The first and most important decision is based on whether rents and prices have outpaced inflation and if the property is in a landlord-friendly environment. If the property has not met both requirements, 1031 or sell the property. If rents and prices have outpaced inflation and the regulations are favorable, keep the property. The next question is whether the proceeds from a cash-out refinance, plus your savings, are enough to purchase another desirable property. If no, do nothing for now; continue to accumulate equity. If there is enough equity to buy another property, do a cash-out refinance.
Other Considerations - 1031
- You are not allowed to use the proceeds from the relinquished property to pay for renovations. Some of our clients have opted to pay capital gains tax on a portion of the proceeds and use that money for the renovation.
- If you only identify the replacement property during the 45-day identification period and you cannot close on any of the identified properties, you lose the tax exemption. We minimize this risk by coordinating the sale of the relinquished property with the purchasing of the replacement property. Using this approach, we usually close on the replacement property within about four weeks of the exchanged property closing. With this approach, if the replacement property falls out, we have time to get another property and complete due diligence before the end of the 45-day identification period.
- Not all purchase contracts include 1031 exchange verbiage. Have your listing agent obtain the correct verbiage from your exchange agent for your state and include it in the agent-to-agent remarks, specifying that the 1031 text must be included in the offer.
- To fully defer the capital gains tax on all the proceeds, you must reinvest all the proceeds from the sale into the replacement property.
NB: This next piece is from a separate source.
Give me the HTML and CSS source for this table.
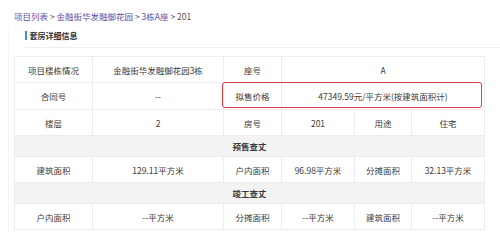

- If there is existing mortgage debt on the relinquished property, it's important to consider how it will be handled during the exchange. Any reduction in debt or cash received may be treated as taxable boot, resulting in potential tax liabilities. Talk to your 1031 exchange agent.
- The relinquished and replacement properties must meet the requirement of being held for investment or used in a trade or business. Personal residences or properties primarily held for personal use do not usually qualify for a 1031 exchange.
- It's important to understand the state-specific regulations regarding like-kind exchanges. Some states may not recognize or fully conform to the federal provisions. Consult with a tax professional familiar with your state's laws.
Other Considerations - Refinance
- When you refinance the property, will it still provide a positive cash flow?
Summary
Cash-out refinances, and 1031 exchanges are powerful tools for investors. Primarily:
- Use 1031 to replace poorly performing properties.
- Use cash-out refinance if the property has performed and you want to reinvest the equity.